This week I interviewed the new Director of our Jazz Program, Gustavo Casenave.  Mr. Casenave joined the Conservatory’s faculty in 1997 teaching composition and Latin Jazz piano. Over the course of 20 years as an educator, he has lectured and conducted Master Classes and workshops at numerous prestigious institutions.  As a performer, he has played all over the world in a variety of different settings,  presenting his music with his different Tango, Jazz, and Chamber ensembles.  He has worked as Musical Director, Pianist, Composer, Producer and Arranger.  Here is the transcript from our discussion.

(D: Daniel, G: Gustavo)

D: Gustavo, my first question is: I was looking at your bio and I saw that you have traveled and played music all over the world.  So I was wondering how you ended up… here?  How you ended up a teacher at the Conservatory and how you became the director of the jazz program?

G: Well basically, I went to Berklee.  First of all, I’m from Uruguay.  I studied music there; I studied composition, I studied jazz, a little bit of everything. But in Uruguay there are not so many opportunities and I wanted to study more.  So I got a scholarship from the Organization of American States and I went to study at Berklee.  When I graduated from Berklee I said “hey, what do I do now?” So you know how it’s Boston and New York for Jazz?  Like, you go to Boston thinking that will be the place and then when you’re there, you realize that’s not the place.  And I guess I did the same thing many jazz musicians do, I went to Berklee.  When I was looking online for where to go, that was in 1994, it seemed like Berklee was the place, and then once I was there I was saying, “Is this really the place?”  So it turned out New York, there were more opportunities.  So I started mailing every college, University, and everywhere looking just to teach somewhere so I could get a job to move here.  Of course I was touring and playing, but you know as a musician but I wanted a teaching job.  So I sent letters, and there’s a funny story with Robert Blumenthal, who was the jazz director here, my very good friend.  It’s a funny story because you know he got my letter and he was reading that I was a jazz pianist from Uruguay and at the same time he was reading my letter the phone rang.  So he picked up the phone and said “Ah yes, you’re a jazz pianist, you’re from Uruguay, ah you studied at Berklee” and the other guy answered “No” so Rob said “What do you mean? I have your letter”.  “What letter?”  So what happened was at the same moment he was reading my letter a jazz pianist from Uruguay called and his last name was Casenova and my last name is Casenave.  So you know it was a really weird thing, and actually after that Mr. Casenova ended up being my student years later.  And he was a jazz pianist from Uruguay calling at the same time. Rob had never heard of anybody from Uruguay, we are a very, very small country.  Only 3 million people in the whole country.  I guess it was meant to be, I guess he said “Ok I have to call this other guy”.  So he called me, that was late in ’97 and I came here for teaching, took the job, and I’ve been teaching here for 11 years.

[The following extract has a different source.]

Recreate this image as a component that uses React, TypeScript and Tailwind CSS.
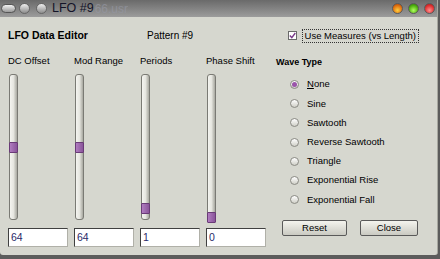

D: Wow.  When did it become apparent that you were going to take over the jazz program?

G: Well Ramon offered me the position about three years ago and actually I didn’t take it because I was touring a lot and as a touring musician, with gigs everything I thought it wasn’t the right time to do it.  And now, it is the right time because I expanded my family and I have a four moth old baby, actually she is five months old today.  And you know, things change. I want to start touring less so I can be home, and be more steady here.  It’s really crazy to be a touring musician, it’s crazy.  With my first daughter, she’s six now, I had that experience.  For almost two years I was touring non stop; touring two months, then coming back home for two weeks.  And I was missing a lot of the changes with my daughter, and I had that experience and this time I think it’s time to start settling.  I’m of course glad to keep playing concerts and touring but, not so much.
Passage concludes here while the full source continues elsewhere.